Understanding the hopes and concerns of aspiring homeowners
Published: October 2017
This research updates our 2016 report into the attitudes and plans of potential first-time home buyers aged 18 to 40 years old.
This report considers the aspirations and expectations of young adults in regards to owning their first home. It is commissioned by the Yorkshire Building Society.
You can read the 2017 report here and 2016 report here.
- Young adults in the UK continue to place important on owning their own home
- 18 to 40-year-olds continue to prefer owner occupancy among all other tenures, though the popularity of living with family and friends has risen significantly since 2016.
- As well as being a good financial investment, owning a property is associated with feeling settled and “grown up”.
- Potential first-time buyers continue to be fairly optimistic about their prospects of owning a property.
- Most (65%) felt that it was likely or very likely that they would own a property one day, and younger potential first-time buyers were most optimistic.
- However, a lack of economic security and stability has emerged as a barrier to ownership over the last year.
- One in five of all potential first-time buyers in 2017 reported that a lack of job security was a barrier to purchasing a property, compared to just one in ten in 2016
- One in seven said that uncertainty around Brexit is preventing them from buying their first home.
- Reliance on the “Bank of Mum and Dad” for help with buying a property is becoming the norm, though people worry about the impact of this on their family’s finances.
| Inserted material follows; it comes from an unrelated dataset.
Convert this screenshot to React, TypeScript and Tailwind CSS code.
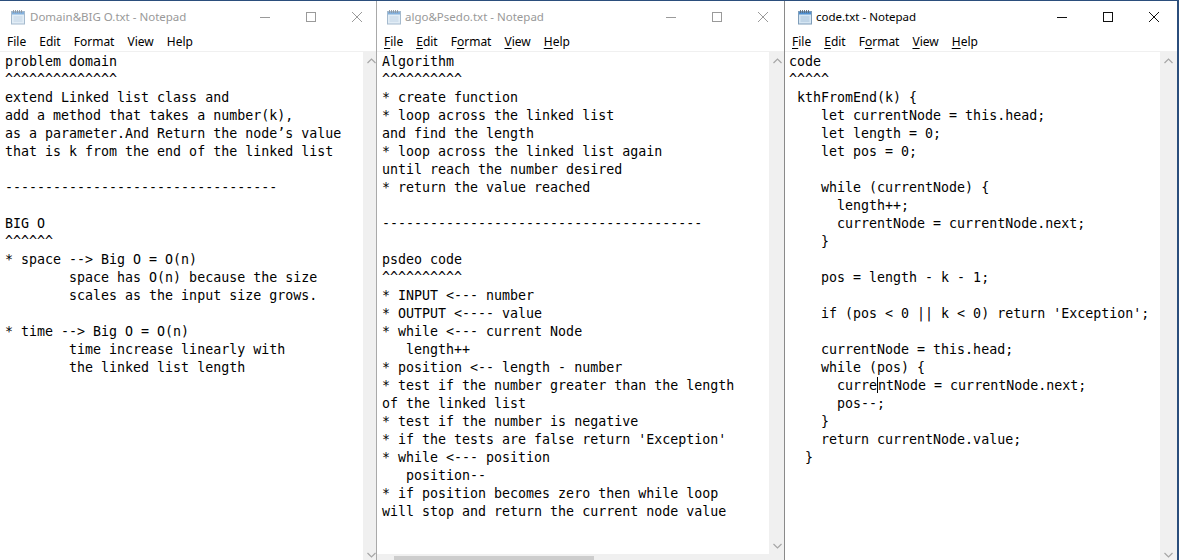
const win1 = [
  "problem domain",
  "^^^^^^^^^^^^^^",
  "extend Linked list class and",
  "add a method that takes a number(k),",
  "as a parameter.And Return the node’s value",
  "that is k from the end of the linked list",
  "",
  "----------------------------------",
  "",
  "BIG O",
  "^^^^^^",
  "* space --> Big O = O(n)",
  "        space has O(n) because the size",
  "        scales as the input size grows.",
  "",
  "* time --> Big O = O(n)",
  "        time increase linearly with",
  "        the linked list length",
].join("\n");

const win2 = [
  "Algorithm",
  "^^^^^^^^^^",
  "* create function",
  "* loop across the linked list",
  "and find the length",
  "* loop across the linked list again",
  "until reach the number desired",
  "* return the value reached",
  "",
  "----------------------------------------",
  "",
  "psdeo code",
  "^^^^^^^^^^",
  "* INPUT <--- number",
  "* OUTPUT <---- value",
  "* while <--- current Node",
  "   length++",
  "* position <-- length - number",
  "* test if the number greater than the length",
  "of the linked list",
  "* test if the number is negative",
  "* if the tests are false return 'Exception'",
  "* while <--- position",
  "   position--",
  "* if position becomes zero then while loop",
  "will stop and return the current node value",
].join("\n");

const win3Before = [
  "code",
  "^^^^^",
  " kthFromEnd(k) {",
  "    let currentNode = this.head;",
  "    let length = 0;",
  "    let pos = 0;",
  "",
  "    while (currentNode) {",
  "      length++;",
  "      currentNode = currentNode.next;",
  "    }",
  "",
  "    pos = length - k - 1;",
  "",
  "    if (pos < 0 || k < 0) return 'Exception';",
  "",
  "    currentNode = this.head;",
  "    while (pos) {",
  "      curre",
].join("\n");

const win3After = [
  "ntNode = currentNode.next;",
  "      pos--;",
  "    }",
  "    return currentNode.value;",
  "  }",
].join("\n");

function NotepadIcon({ dim }: { dim?: boolean }) {
  return (
    <svg width="16" height="16" viewBox="0 0 16 16" className={dim ? "opacity-70" : ""}>
      <rect x="1.5" y="2.5" width="13" height="12.5" fill="#d6e6f3" stroke="#7f9db9" />
      <rect x="2" y="3" width="12" height="2.5" fill="#4f8fcf" />
      <path d="M3.5 1v3M5.5 1v3M7.5 1v3M9.5 1v3M11.5 1v3" stroke="#5b6b7b" strokeWidth="0.9" />
      <path d="M3.5 8h9M3.5 10h9M3.5 12h9" stroke="#9fbad3" strokeWidth="0.8" />
    </svg>
  );
}

function TitleButtons({ active }: { active?: boolean }) {
  const c = active ? "#111" : "#9a9a9a";
  return (
    <div className="flex h-full">
      <div className="w-[46px] flex items-center justify-center">
        <svg width="10" height="10" viewBox="0 0 10 10">
          <path d="M0 5.5h10" stroke={c} strokeWidth="1" />
        </svg>
      </div>
      <div className="w-[46px] flex items-center justify-center">
        <svg width="10" height="10" viewBox="0 0 10 10">
          <rect x="0.5" y="0.5" width="9" height="9" fill="none" stroke={c} strokeWidth="1" />
        </svg>
      </div>
      <div className="w-[46px] flex items-center justify-center">
        <svg width="10" height="10" viewBox="0 0 10 10">
          <path d="M0 0L10 10M10 0L0 10" stroke={c} strokeWidth="1" />
        </svg>
      </div>
    </div>
  );
}

function Menu({ underline }: { underline?: boolean }) {
  const u = underline ? "underline underline-offset-2" : "";
  return (
    <div className="h-[19px] flex items-center pl-[7px] gap-[13px] text-[12px] text-black">
      <span><span className={u}>F</span>ile</span>
      <span><span className={u}>E</span>dit</span>
      <span>F<span className={u}>o</span>rmat</span>
      <span><span className={u}>V</span>iew</span>
      <span><span className={u}>H</span>elp</span>
    </div>
  );
}

function VScroll() {
  return (
    <div className="w-[17px] bg-[#f0f0f0] flex flex-col justify-between items-center">
      <div className="h-[17px] flex items-center justify-center">
        <svg width="9" height="6" viewBox="0 0 9 6">
          <path d="M0.5 5L4.5 1L8.5 5" fill="none" stroke="#a6a6a6" strokeWidth="1.2" />
        </svg>
      </div>
      <div className="h-[17px] flex items-center justify-center">
        <svg width="9" height="6" viewBox="0 0 9 6">
          <path d="M0.5 1L4.5 5L8.5 1" fill="none" stroke="#a6a6a6" strokeWidth="1.2" />
        </svg>
      </div>
    </div>
  );
}

const mono = "font-['DejaVu_Sans_Mono','Liberation_Mono',monospace] text-[13.3px] leading-[18px] text-black whitespace-pre";
const ui = "font-['Noto_Sans','Open_Sans',sans-serif]";

export default function App() {
  return (
    <div className={`w-[1179px] h-[560px] overflow-hidden flex bg-white border-t border-[#2b4e7c] ${ui}`}>
      {/* window 1, partly behind window 2 */}
      <div className="w-[376px] h-full overflow-hidden shrink-0">
        <div className="w-[380px] h-[562px] flex flex-col bg-white">
          <div className="h-[31px] flex items-center justify-between">
            <div className="flex items-center gap-[4px] pl-[10px] text-[11.5px] text-[#999]">
              <NotepadIcon dim />
              <span>Domain&amp;BIG O.txt - Notepad</span>
            </div>
            <TitleButtons />
          </div>
          <Menu />
          <div className="flex-1 flex border-t border-[#f0f0f0]">
            <div className={`flex-1 pl-[5px] pt-[1px] ${mono}`}>{win1}</div>
            <VScroll />
          </div>
        </div>
      </div>

      {/* window 2 */}
      <div className="w-[408px] h-full overflow-hidden shrink-0 border-l border-[#a9a9a9]">
        <div className="w-[409px] h-[570px] flex flex-col bg-white">
          <div className="h-[31px] flex items-center justify-between">
            <div className="flex items-center gap-[3px] pl-[9px] text-[11.5px] text-[#999]">
              <NotepadIcon dim />
              <span>algo&amp;Psedo.txt - Notepad</span>
            </div>
            <TitleButtons />
          </div>
          <Menu underline />
          <div className="flex-1 flex flex-col border-t border-[#f0f0f0]">
            <div className="flex-1 flex">
              <div className={`flex-1 pl-[5px] pt-[1px] ${mono}`}>{win2}</div>
              <VScroll />
            </div>
            <div className="h-[17px] bg-[#f0f0f0] flex items-start pl-[17px] pt-[2px]">
              <div className="w-[200px] h-[12px] bg-[#cdcdcd]" />
            </div>
          </div>
        </div>
      </div>

      {/* window 3, active */}
      <div className="flex-1 h-full overflow-hidden border-l border-[#8a8a8a] border-r-2 border-r-[#2b4e7c]">
        <div className="w-full h-[562px] flex flex-col bg-white">
          <div className="h-[31px] flex items-center justify-between">
            <div className="flex items-center gap-[3px] pl-[12px] text-[11.5px] text-black">
              <NotepadIcon />
              <span>code.txt - Notepad</span>
            </div>
            <TitleButtons active />
          </div>
          <Menu underline />
          <div className="flex-1 flex border-t border-[#f0f0f0]">
            <div className={`flex-1 pl-[4px] pt-[1px] ${mono}`}>
              {win3Before}
              <span className="inline-block w-0 h-[16px] align-[-3px] border-l border-black" />
              {win3After}
            </div>
            <VScroll />
          </div>
        </div>
      </div>
    </div>
  );
}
- The majority (59%) of potential first-time buyers expected their parents or other family members to support them in buying their first property. Most commonly, a third expected to receive contributions towards their deposit.
- Two-thirds (66%) of those expecting help from their parents or other family members felt guilty about this, and a similar proportion (59%) were concerned that helping them to buy a property might negatively affect their family members' finances in the future.
The research entailed an online survey of a nationally representative (UK) sample of 1030 18 to 40-year-olds who have never owned a property.